Notre insistance (ou emprisonnement) a fini par payer: les trois enfants dorment. Mari et moi nous levons et allons dans la chambre communicante, notre petit havre de paix et d’intimité. Nos regards ne se croisent pas, mais on se comprend: on avait dit qu’on se préparerait un petit cocktail, Mari va se doucher, je prépare rapidement deux verres de Martini avec beaucoup de glaçons (à cette heure-là, tout s’appelle un cocktail), que je pose sur nos tables de nuit respectives. Je m’endors à demi sur le lit en attendant mon compagnon. Un intense fourmillement m’envahit, commence par le dos, les cuisses, les mollets, me rappelant que la balade à vélo du matin était bien sportive.
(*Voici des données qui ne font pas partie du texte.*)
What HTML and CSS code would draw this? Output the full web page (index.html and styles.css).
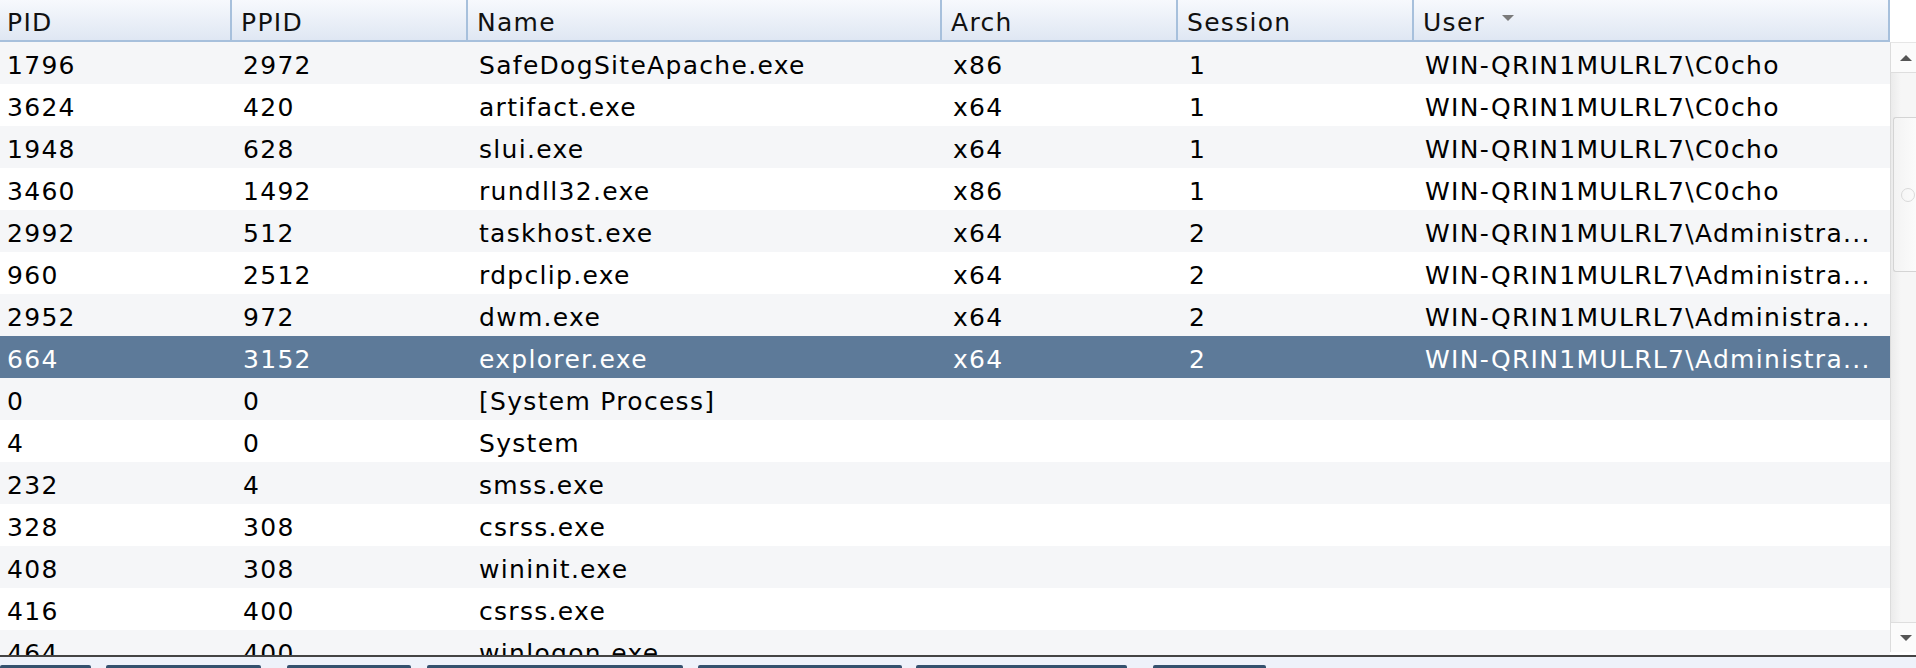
FILE: index.html
```html
<!DOCTYPE html>
<html>
<head>
<meta charset="utf-8">
<link rel="stylesheet" href="styles.css">
</head>
<body>
<div class="main">
  <div class="table">
    <div class="hdr">
      <div class="hc">PID</div>
      <div class="hc">PPID</div>
      <div class="hc">Name</div>
      <div class="hc">Arch</div>
      <div class="hc">Session</div>
      <div class="hc user">User <span class="sort"></span></div>
    </div>
    <div class="row alt"><div class="c">1796</div><div class="c">2972</div><div class="c">SafeDogSiteApache.exe</div><div class="c">x86</div><div class="c">1</div><div class="c">WIN-QRIN1MULRL7\C0cho</div></div>
    <div class="row"><div class="c">3624</div><div class="c">420</div><div class="c">artifact.exe</div><div class="c">x64</div><div class="c">1</div><div class="c">WIN-QRIN1MULRL7\C0cho</div></div>
    <div class="row alt"><div class="c">1948</div><div class="c">628</div><div class="c">slui.exe</div><div class="c">x64</div><div class="c">1</div><div class="c">WIN-QRIN1MULRL7\C0cho</div></div>
    <div class="row"><div class="c">3460</div><div class="c">1492</div><div class="c">rundll32.exe</div><div class="c">x86</div><div class="c">1</div><div class="c">WIN-QRIN1MULRL7\C0cho</div></div>
    <div class="row alt"><div class="c">2992</div><div class="c">512</div><div class="c">taskhost.exe</div><div class="c">x64</div><div class="c">2</div><div class="c">WIN-QRIN1MULRL7\Administra...</div></div>
    <div class="row"><div class="c">960</div><div class="c">2512</div><div class="c">rdpclip.exe</div><div class="c">x64</div><div class="c">2</div><div class="c">WIN-QRIN1MULRL7\Administra...</div></div>
    <div class="row alt"><div class="c">2952</div><div class="c">972</div><div class="c">dwm.exe</div><div class="c">x64</div><div class="c">2</div><div class="c">WIN-QRIN1MULRL7\Administra...</div></div>
    <div class="row sel"><div class="c">664</div><div class="c">3152</div><div class="c">explorer.exe</div><div class="c">x64</div><div class="c">2</div><div class="c">WIN-QRIN1MULRL7\Administra...</div></div>
    <div class="row alt"><div class="c">0</div><div class="c">0</div><div class="c">[System Process]</div><div class="c"></div><div class="c"></div><div class="c"></div></div>
    <div class="row"><div class="c">4</div><div class="c">0</div><div class="c">System</div><div class="c"></div><div class="c"></div><div class="c"></div></div>
    <div class="row alt"><div class="c">232</div><div class="c">4</div><div class="c">smss.exe</div><div class="c"></div><div class="c"></div><div class="c"></div></div>
    <div class="row"><div class="c">328</div><div class="c">308</div><div class="c">csrss.exe</div><div class="c"></div><div class="c"></div><div class="c"></div></div>
    <div class="row alt"><div class="c">408</div><div class="c">308</div><div class="c">wininit.exe</div><div class="c"></div><div class="c"></div><div class="c"></div></div>
    <div class="row"><div class="c">416</div><div class="c">400</div><div class="c">csrss.exe</div><div class="c"></div><div class="c"></div><div class="c"></div></div>
    <div class="row alt"><div class="c">464</div><div class="c">400</div><div class="c">winlogon.exe</div><div class="c"></div><div class="c"></div><div class="c"></div></div>
  </div>
  <div class="sb">
    <div class="sb-top"></div>
    <div class="sb-up"><span class="tri-up"></span></div>
    <div class="sb-track">
      <div class="sb-gap1"></div>
      <div class="sb-thumb"><span class="grip"></span></div>
      <div class="sb-gap2"></div>
    </div>
    <div class="sb-down"><span class="tri-down"></span></div>
  </div>
</div>
<div class="rule"></div>
<div class="bottom">
  <div class="btn b1"></div>
  <div class="btn b2"></div>
  <div class="btn b3"></div>
  <div class="btn b4"></div>
  <div class="btn b5"></div>
  <div class="btn b6"></div>
  <div class="btn b7"></div>
</div>
</body>
</html>
```

FILE: styles.css
```css
html, body {
  margin: 0;
  padding: 0;
  background: #ffffff;
  overflow: hidden;
}
body {
  width: 1916px;
  height: 668px;
  font-family: "DejaVu Sans", "Liberation Sans", sans-serif;
  font-size: 25px;
  letter-spacing: 1.3px;
  color: #000;
}
.main {
  display: flex;
  height: 655px;
  overflow: hidden;
}
.table {
  width: 1890px;
  flex: 0 0 1890px;
  overflow: hidden;
}
.hdr, .row {
  display: grid;
  grid-template-columns: 232px 236px 474px 236px 236px 476px;
}
.hdr {
  height: 42px;
  box-sizing: border-box;
  border-bottom: 2px solid #a7c0dc;
  background: linear-gradient(#f7f9fd, #dfe7f3);
}
.hc {
  box-sizing: border-box;
  height: 40px;
  padding: 5px 0 0 9px;
  line-height: 36px;
  border-right: 2px solid #a7c0dc;
  white-space: nowrap;
  color: #111;
}
.hc:first-child { padding-left: 7px; }
.sort {
  display: inline-block;
  width: 0;
  height: 0;
  margin-left: 8px;
  vertical-align: 10px;
  border-left: 6px solid transparent;
  border-right: 6px solid transparent;
  border-top: 6px solid #7a7a7a;
}
.row {
  height: 42px;
  background: #ffffff;
}
.row.alt { background: #f5f6f8; }
.row.sel { background: #5d7a99; color: #ffffff; }
.c {
  box-sizing: border-box;
  height: 42px;
  padding: 6px 0 0 11px;
  line-height: 36px;
  white-space: nowrap;
  overflow: hidden;
}
.c:first-child { padding-left: 7px; }

.sb {
  flex: 0 0 26px;
  display: flex;
  flex-direction: column;
  background: #ffffff;
}
.sb-top { height: 42px; flex: 0 0 42px; background: #fff; }
.sb-up, .sb-down {
  flex: 0 0 auto;
  display: flex;
  align-items: center;
  justify-content: center;
  background: #fbfbfb;
  border-left: 1px solid #dcdcdc;
  box-sizing: border-box;
}
.sb-up { height: 31px; border-bottom: 1px solid #dedede; border-top: 1px solid #e6e6e6; }
.sb-down { height: 30px; border-top: 1px solid #dedede; margin-bottom: 3px; }
.tri-up, .tri-down {
  width: 0; height: 0;
  border-left: 6px solid transparent;
  border-right: 6px solid transparent;
  margin-left: 4px;
}
.tri-up { border-bottom: 6px solid #555; }
.tri-down { border-top: 6px solid #555; }
.sb-track {
  flex: 1 1 auto;
  display: flex;
  flex-direction: column;
  background: linear-gradient(to right, #ebebeb, #f6f6f6 40%, #f6f6f6);
  border-left: 1px solid #dcdcdc;
}
.sb-gap1 { height: 44px; flex: 0 0 44px; }
.sb-thumb {
  flex: 0 0 155px;
  box-sizing: border-box;
  margin-left: 2px;
  border: 1px solid #d4d4d4;
  border-right: none;
  border-radius: 3px 0 0 3px;
  background: linear-gradient(to right, #f3f3f3, #fbfbfb);
  display: flex;
  align-items: center;
  justify-content: center;
}
.grip {
  width: 12px; height: 12px;
  border: 1px solid #dadada;
  border-radius: 50%;
  margin-left: 6px;
}
.sb-gap2 { flex: 1 1 auto; }

.rule {
  height: 2px;
  background: #444444;
}
.bottom {
  height: 11px;
  background: #eef2fa;
  display: flex;
  align-items: flex-end;
  overflow: hidden;
}
.btn {
  height: 3px;
  background: #34516e;
  border-radius: 2px 2px 0 0;
  flex: 0 0 auto;
}
.b1 { width: 91px; }
.b2 { width: 155px; margin-left: 15px; }
.b3 { width: 124px; margin-left: 26px; }
.b4 { width: 256px; margin-left: 16px; }
.b5 { width: 204px; margin-left: 15px; }
.b6 { width: 211px; margin-left: 14px; }
.b7 { width: 113px; margin-left: 26px; }
```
Mari sort de la douche, fumant et cerné. On échange un sourire fatigué. Assis côte à côte sur le lit, on trinque et on va essayer d’avoir un petit temps à nous, oh oui, non?
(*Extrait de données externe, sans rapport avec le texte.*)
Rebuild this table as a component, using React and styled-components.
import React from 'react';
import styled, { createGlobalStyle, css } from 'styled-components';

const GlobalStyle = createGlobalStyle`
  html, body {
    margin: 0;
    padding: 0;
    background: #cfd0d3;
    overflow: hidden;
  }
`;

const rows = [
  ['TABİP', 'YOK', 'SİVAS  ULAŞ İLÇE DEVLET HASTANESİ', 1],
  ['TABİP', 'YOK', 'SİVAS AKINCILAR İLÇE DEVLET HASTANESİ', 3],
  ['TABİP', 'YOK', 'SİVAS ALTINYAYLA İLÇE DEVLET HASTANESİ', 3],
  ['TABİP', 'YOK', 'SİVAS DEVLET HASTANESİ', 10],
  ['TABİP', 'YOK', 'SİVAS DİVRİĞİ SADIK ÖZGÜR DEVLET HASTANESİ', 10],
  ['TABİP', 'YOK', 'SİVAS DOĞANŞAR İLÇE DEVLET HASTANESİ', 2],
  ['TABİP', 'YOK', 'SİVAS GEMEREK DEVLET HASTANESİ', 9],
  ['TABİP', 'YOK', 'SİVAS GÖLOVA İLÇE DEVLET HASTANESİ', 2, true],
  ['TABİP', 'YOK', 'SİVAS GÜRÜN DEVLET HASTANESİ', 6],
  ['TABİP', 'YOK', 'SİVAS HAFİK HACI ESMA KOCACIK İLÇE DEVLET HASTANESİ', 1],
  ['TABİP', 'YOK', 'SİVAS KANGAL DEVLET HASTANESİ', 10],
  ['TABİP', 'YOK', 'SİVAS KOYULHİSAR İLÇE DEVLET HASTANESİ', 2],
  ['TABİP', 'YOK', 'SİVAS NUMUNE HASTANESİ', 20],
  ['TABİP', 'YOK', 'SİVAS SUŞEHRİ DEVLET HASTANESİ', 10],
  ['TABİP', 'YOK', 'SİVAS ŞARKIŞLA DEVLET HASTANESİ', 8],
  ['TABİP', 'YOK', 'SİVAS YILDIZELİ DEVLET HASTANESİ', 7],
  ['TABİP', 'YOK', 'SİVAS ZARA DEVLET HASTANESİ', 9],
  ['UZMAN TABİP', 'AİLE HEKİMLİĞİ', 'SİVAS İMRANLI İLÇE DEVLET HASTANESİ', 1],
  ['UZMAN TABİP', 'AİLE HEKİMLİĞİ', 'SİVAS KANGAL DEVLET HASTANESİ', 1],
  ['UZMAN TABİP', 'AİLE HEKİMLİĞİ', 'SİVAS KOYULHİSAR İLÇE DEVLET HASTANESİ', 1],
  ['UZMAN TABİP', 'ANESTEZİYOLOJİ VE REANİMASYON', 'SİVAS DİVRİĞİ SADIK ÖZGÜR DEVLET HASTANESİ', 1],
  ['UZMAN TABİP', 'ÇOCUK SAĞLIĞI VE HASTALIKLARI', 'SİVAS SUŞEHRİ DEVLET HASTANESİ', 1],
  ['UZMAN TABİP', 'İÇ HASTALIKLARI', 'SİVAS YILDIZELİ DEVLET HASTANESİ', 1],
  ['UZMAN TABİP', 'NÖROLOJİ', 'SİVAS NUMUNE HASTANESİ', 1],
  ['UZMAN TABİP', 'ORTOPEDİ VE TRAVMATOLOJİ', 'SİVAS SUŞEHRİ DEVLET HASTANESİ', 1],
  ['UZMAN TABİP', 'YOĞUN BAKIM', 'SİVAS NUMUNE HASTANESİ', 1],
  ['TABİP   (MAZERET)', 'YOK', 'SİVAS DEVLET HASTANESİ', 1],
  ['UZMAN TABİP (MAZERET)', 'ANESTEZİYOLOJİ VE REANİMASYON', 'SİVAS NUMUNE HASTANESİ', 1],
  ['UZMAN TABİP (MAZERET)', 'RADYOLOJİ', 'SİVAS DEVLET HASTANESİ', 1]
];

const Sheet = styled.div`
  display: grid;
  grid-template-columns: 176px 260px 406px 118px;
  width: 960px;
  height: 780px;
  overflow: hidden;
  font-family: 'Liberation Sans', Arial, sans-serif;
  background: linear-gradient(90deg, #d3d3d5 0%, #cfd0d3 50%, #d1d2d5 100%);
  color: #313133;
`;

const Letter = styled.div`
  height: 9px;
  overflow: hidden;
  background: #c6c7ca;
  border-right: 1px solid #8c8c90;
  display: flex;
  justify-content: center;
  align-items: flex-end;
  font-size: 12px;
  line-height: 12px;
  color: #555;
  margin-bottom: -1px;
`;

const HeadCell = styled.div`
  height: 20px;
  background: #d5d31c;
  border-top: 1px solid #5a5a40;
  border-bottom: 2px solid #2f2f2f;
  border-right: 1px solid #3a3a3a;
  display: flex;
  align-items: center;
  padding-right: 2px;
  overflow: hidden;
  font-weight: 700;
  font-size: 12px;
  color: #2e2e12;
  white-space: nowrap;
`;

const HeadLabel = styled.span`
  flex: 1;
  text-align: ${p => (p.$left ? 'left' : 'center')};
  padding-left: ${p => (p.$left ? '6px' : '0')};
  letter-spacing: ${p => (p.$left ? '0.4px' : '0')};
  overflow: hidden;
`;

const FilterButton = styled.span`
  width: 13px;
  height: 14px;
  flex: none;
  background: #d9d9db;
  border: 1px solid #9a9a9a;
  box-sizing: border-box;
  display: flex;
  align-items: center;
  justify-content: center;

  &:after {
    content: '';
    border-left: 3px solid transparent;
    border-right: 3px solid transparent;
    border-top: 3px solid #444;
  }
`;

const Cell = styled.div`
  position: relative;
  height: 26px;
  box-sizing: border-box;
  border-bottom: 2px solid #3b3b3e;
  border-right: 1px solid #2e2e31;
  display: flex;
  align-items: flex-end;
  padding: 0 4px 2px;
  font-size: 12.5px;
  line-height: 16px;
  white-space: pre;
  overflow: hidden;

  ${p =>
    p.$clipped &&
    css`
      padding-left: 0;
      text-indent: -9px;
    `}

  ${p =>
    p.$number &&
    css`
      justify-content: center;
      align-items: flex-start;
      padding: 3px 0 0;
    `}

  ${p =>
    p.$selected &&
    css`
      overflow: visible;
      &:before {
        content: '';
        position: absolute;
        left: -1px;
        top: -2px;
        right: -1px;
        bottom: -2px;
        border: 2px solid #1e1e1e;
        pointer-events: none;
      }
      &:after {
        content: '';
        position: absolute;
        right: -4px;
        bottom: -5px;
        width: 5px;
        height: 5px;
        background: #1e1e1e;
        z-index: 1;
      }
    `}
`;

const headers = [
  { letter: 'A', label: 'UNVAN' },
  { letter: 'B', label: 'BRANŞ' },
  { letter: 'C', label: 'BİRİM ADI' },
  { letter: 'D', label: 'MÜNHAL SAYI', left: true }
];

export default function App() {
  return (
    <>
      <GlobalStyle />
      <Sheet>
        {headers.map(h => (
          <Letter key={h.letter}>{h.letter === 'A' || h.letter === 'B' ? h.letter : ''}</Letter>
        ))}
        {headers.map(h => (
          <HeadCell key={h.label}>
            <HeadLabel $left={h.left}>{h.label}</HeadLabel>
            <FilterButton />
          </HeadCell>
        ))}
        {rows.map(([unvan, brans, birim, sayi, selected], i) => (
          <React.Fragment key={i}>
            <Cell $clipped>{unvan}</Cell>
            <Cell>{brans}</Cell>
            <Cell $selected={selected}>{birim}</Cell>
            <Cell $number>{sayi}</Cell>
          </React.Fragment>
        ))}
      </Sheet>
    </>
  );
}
Le tintement, sans doute, réveille Dernier, qui se met à pleurer et qu’il faut aller consoler. Mari se lève et revient.
Une gorgée et de nouveau un bruit d’oisillon. Je m’y colle, reviens relativement rapidement. Mari somnole, je le caresse doucement pour l’éveiller à moi et à notre promesse.
On entend Grand se lever pour se moucher très bruyamment.
On attend pour voir si mon éléphanteau de fils va réveiller ses frères.
Rien.
Des respirations qui s’installent, un épuisement qui ne part plus. Les minutes passent, les glaçons du Martini fondent. Un agréable frisson de l’air nocturne de l’été passe et nous caresse l’épaule avec bienveillance.
Couchés l’un près de l’autre, à demi endormis déjà, on échange un regard et on partage un faible sourire qui veut dire, dans le silence de la chambre, ben oui, évidemment, c’est comme ça. On se dit bonne nuit, main dans la main? Oh oui!